In allocating responsibility between [name of licensed alcoholic
beverage server] and [name of plaintiff if comparative negligence or of
other defendants if joint tortfeasors], you should hold the tavern
responsible for negligent service to the extent that it influenced the behavior
of persons whom the tavern should not have served.[3]
[Additional Language When Patron Is Underage]
You should also be aware that taverns
have a heightened duty to underage patrons under the Licensed Servers Liability Act.
The Act deems the licensed server negligent if it serves a person it
knew or should have known was underage, regardless of that person’s visible
level of intoxication. This heightened
duty was imposed because of the Legislature’s recognition that minors as a
class are less likely than adults to drink responsibly and more likely to
become intoxicated and pose a danger of harm to others[4]
As I just
mentioned, it is contended that plaintiff was negligent by becoming voluntarily
intoxicated and/or by driving his/her car while intoxicated.[6]

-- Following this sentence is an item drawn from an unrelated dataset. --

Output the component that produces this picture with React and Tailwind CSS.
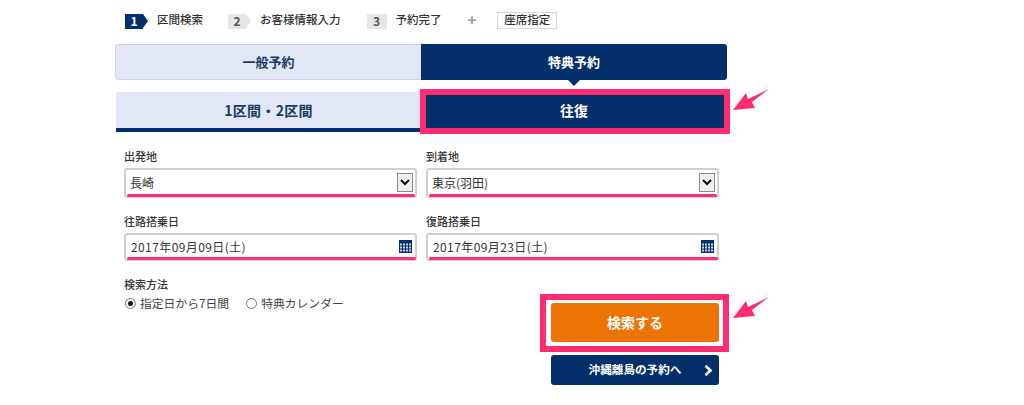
import React from 'react'

const FONT = { fontFamily: '"Noto Sans CJK JP", "Noto Sans", sans-serif' }

function Step({ num, label, active, arrow }) {
    return (
        <div className="flex items-center">
            <span
                className={`flex items-center justify-center mt-[2px] h-[15px] text-[12px] font-bold ${arrow ? 'w-[18px]' : 'w-[20px]'} ${active ? 'bg-[#03306b] text-white' : 'bg-[#e6e6e6] text-[#555]'}`}
            >
                {num}
            </span>
            {arrow && (
                <span
                    className={`mt-[2px] w-0 h-0 border-y-[7.5px] border-y-transparent border-l-[5px] ${active ? 'border-l-[#03306b]' : 'border-l-[#e6e6e6]'}`}
                />
            )}
            <span className="ml-[9px] text-[11.5px] font-medium text-[#333]">{label}</span>
        </div>
    )
}

function Arrow({ className }) {
    return (
        <svg className={`absolute ${className}`} width="36" height="22" viewBox="0 0 36 22">
            <path d="M0 21 L13 4 L15 10 L36 0 L19 13 L22 19 Z" fill="#ff2d6f" />
        </svg>
    )
}

function SelectField({ label, value }) {
    return (
        <div>
            <div className="text-[11px] font-medium text-[#333] leading-[14px] h-[14px]">{label}</div>
            <div className="relative mt-[5px] h-[30px] rounded-[3px] border-2 border-[#cfcfcf] bg-white flex items-center justify-between pl-[4px] pr-[2px]">
                <span className="text-[12px] text-[#333]">{value}</span>
                <span className="w-[16px] h-[19px] -mt-[2px] border border-[#8a8a8a] bg-[#efefef] flex items-center justify-center">
                    <svg width="10" height="7" viewBox="0 0 10 7">
                        <path d="M1 1 L5 5 L9 1" fill="none" stroke="#111" strokeWidth="2" />
                    </svg>
                </span>
                <div className="absolute left-[1px] right-[0px] -bottom-[1px] h-[3px] rounded-full bg-[#ff2d6f]" />
            </div>
        </div>
    )
}

function DateField({ label, value }) {
    return (
        <div className="mt-[16px]">
            <div className="text-[11px] font-medium text-[#333] leading-[14px] h-[14px]">{label}</div>
            <div className="relative mt-[5px] h-[28px] rounded-[3px] border-2 border-[#cfcfcf] bg-white flex items-center justify-between pl-[5px] pr-[3px]">
                <span className="text-[12px] text-[#333] tracking-[0.4px] -mt-[1px]">{value}</span>
                <svg width="13" height="13" viewBox="0 0 13 13" className="-mt-[1px]">
                    <rect width="13" height="13" fill="#03306b" />
                    {[1, 4, 7, 10].map((x) =>
                        [3, 6, 9].map((y) => (
                            <rect key={`${x}-${y}`} x={x} y={y + 0.5} width="2" height="2" fill="#c9d3e4" />
                        ))
                    )}
                </svg>
                <div className="absolute left-[1px] -right-[1px] -bottom-[1px] h-[3px] rounded-full bg-[#ff2d6f]" />
            </div>
        </div>
    )
}

function Radio({ checked, label }) {
    return (
        <div className="flex items-center">
            <span className="w-[11px] h-[11px] rounded-full border border-[#777] bg-white flex items-center justify-center">
                {checked && <span className="w-[5px] h-[5px] rounded-full bg-[#111]" />}
            </span>
            <span className="ml-[4px] text-[11.8px] text-[#444]">{label}</span>
        </div>
    )
}

export default function App() {
    return (
        <div className="relative w-[1024px] h-[405px] bg-white overflow-hidden" style={FONT}>
            {/* Steps */}
            <div className="flex items-center h-[18px] mt-[11px] ml-[125px]">
                <Step num="1" label="区間検索" active arrow />
                <div className="ml-[25px]"><Step num="2" label="お客様情報入力" arrow /></div>
                <div className="ml-[26px]"><Step num="3" label="予約完了" /></div>
                <span className="ml-[26px] text-[15px] font-bold text-[#999]">+</span>
                <span className="ml-[21px] w-[60px] h-[17px] border border-[#d4d4d4] flex items-center justify-center text-[11.5px] font-medium text-[#333]">
                    座席指定
                </span>
            </div>

            <div className="ml-[115px] w-[612px] mt-[15px]">
                {/* Reservation type */}
                <div className="flex h-[36px]">
                    <div className="w-[306px] rounded-l-[3px] border border-[#ccd4ea] border-r-0 bg-[#e2e7f6] flex items-center justify-center text-[13px] font-bold text-[#1d3a66]">
                        一般予約
                    </div>
                    <div className="relative w-[306px] rounded-r-[3px] bg-[#03306b] flex items-center justify-center text-[13px] font-bold text-white">
                        特典予約
                        <span className="absolute left-1/2 -translate-x-1/2 -bottom-[6px] w-0 h-0 border-x-[6px] border-x-transparent border-t-[6px] border-t-[#03306b]" />
                    </div>
                </div>

                {/* Route type */}
                <div className="flex h-[40px] mt-[12px]">
                    <div className="w-[305px] ml-[1px] rounded-tl-[3px] bg-[#e2e7f6] border-b-[4px] border-[#03306b] flex items-center justify-center text-[14px] tracking-[0.3px] font-bold text-[#1d3a66]">
                        1区間・2区間
                    </div>
                    <div className="relative w-[306px] bg-[#03306b] pb-[4px] flex items-center justify-center text-[14px] font-bold text-white">
                        往復
                        <div className="absolute -left-[1px] -right-[3px] -top-[3px] -bottom-[2px] border-[6px] border-[#ff2d6f]" />
                    </div>
                </div>

                {/* Form */}
                <div className="ml-[9px] mt-[17px] w-[595px] grid grid-cols-[293px_293px] gap-x-[9px]">
                    <SelectField label="出発地" value="長崎" />
                    <SelectField label="到着地" value="東京(羽田)" />
                    <DateField label="往路搭乗日" value="2017年09月09日(土)" />
                    <DateField label="復路搭乗日" value="2017年09月23日(土)" />
                </div>

                <div className="ml-[9px] mt-[16px] text-[11px] font-medium text-[#333] leading-[14px]">検索方法</div>
                <div className="ml-[10px] mt-[3px] flex items-center gap-[17px] h-[18px]">
                    <Radio checked label="指定日から7日間" />
                    <Radio label="特典カレンダー" />
                </div>
            </div>

            {/* Buttons */}
            <div className="absolute left-[551px] top-[303px] w-[168px]">
                <div className="relative h-[39px] rounded-[3px] bg-[#ec7405] flex items-center justify-center text-[14px] font-bold text-white">
                    検索する
                    <div className="absolute -left-[11px] -right-[10px] -top-[9px] -bottom-[10px] border-[6px] border-[#ff2d6f]" />
                </div>
                <div className="relative mt-[13px] h-[30px] rounded-[3px] bg-[#03306b] flex items-center justify-center text-[11.6px] font-bold text-white">
                    沖縄離島の予約へ
                    <svg className="absolute right-[6px] top-[10px]" width="9" height="11" viewBox="0 0 9 11">
                        <path d="M1.5 0.8 L6.5 5.5 L1.5 10.2" fill="none" stroke="#fff" strokeWidth="2.6" />
                    </svg>
                </div>
            </div>

            <Arrow className="left-[733px] top-[89px]" />
            <Arrow className="left-[733px] top-[297px]" />
        </div>
    )
}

The [name of licensed alcoholic
beverage server] is responsible for its conduct in serving alcoholic
beverages to a visibly intoxicated person.[7] An intoxicated person generally lacks the
capacity to adequately evaluate his ability to drive. As a result, the tavern [or insert other
appropriate word to refer to type of licensed alcoholic beverage server] is
ordinarily responsible for the driver's decision to drive an intoxicated state. The defendant driver is, however, responsible
for his/her conduct in drinking to the point of intoxication.[8]
You are to consider the negligence of [name
of intoxicated driver] in becoming voluntarily intoxicated, the negligence
of the [name of licensed alcoholic beverage server] in serving a visibly
intoxicated person and the nature and circumstances of the negligent operation
of the vehicle. Based on all the
relevant evidence you must allocate the responsibility for the negligent
operation of that vehicle between [name of intoxicated driver] and [name
of licensed alcoholic beverage server].
Cases:
The contributory
negligence of the person served is not a bar to recovery under the statute or
the pre-statute dram shop rule, although the plaintiff may be found to have
been comparatively negligent. See N.J.S.A. 2A:22A-6(a); Soronen
v. Olde Milford Inn, Inc., 46 N.J. 582 (1966); Lee v. Kiku
Restaurant, 127 N.J. 170 (1992).
As to the effect on recovery of the negligence on an injured third
party, Aliulis v. Tunnel Hill Corp., 59 N.J. 508 (1971) held
that, in the circumstances of that case (i.e., the injured third party
had no real choice but to ride with the intoxicated driver in order to get
home), the injured third party's negligence was not a bar.
However,
later cases have clarified these decisions by requiring that the jury be
instructed on principles of comparative negligence Buckley v. Estate of
Pirolo, 101 N.J. 68 (1985); Lee v. Kiku Restaurant, 127 N.J.
170 (1992).
This
continues to be the state of the law under the statute. See
N.J.S.A. 2A:15-5 et seq.
(eliminating contributory negligence as a bar to recovery and applying
comparative negligence to determine damages) and N.J.S.A. 2A:15-5.2
(finding of facts regarding comparative negligence) should apply in all court
actions under this Act. Buckley
and Lee provide guidance on the specific elements of comparative
negligence that should be charged under the statute.
G. Comparative
Negligence: When Plaintiff Is Passenger
As I just
mentioned, it is contended that plaintiff was at fault by becoming voluntarily
intoxicated and thereafter riding as a passenger with an intoxicated driver, or
by other conduct which might suggest that he/she was negligent.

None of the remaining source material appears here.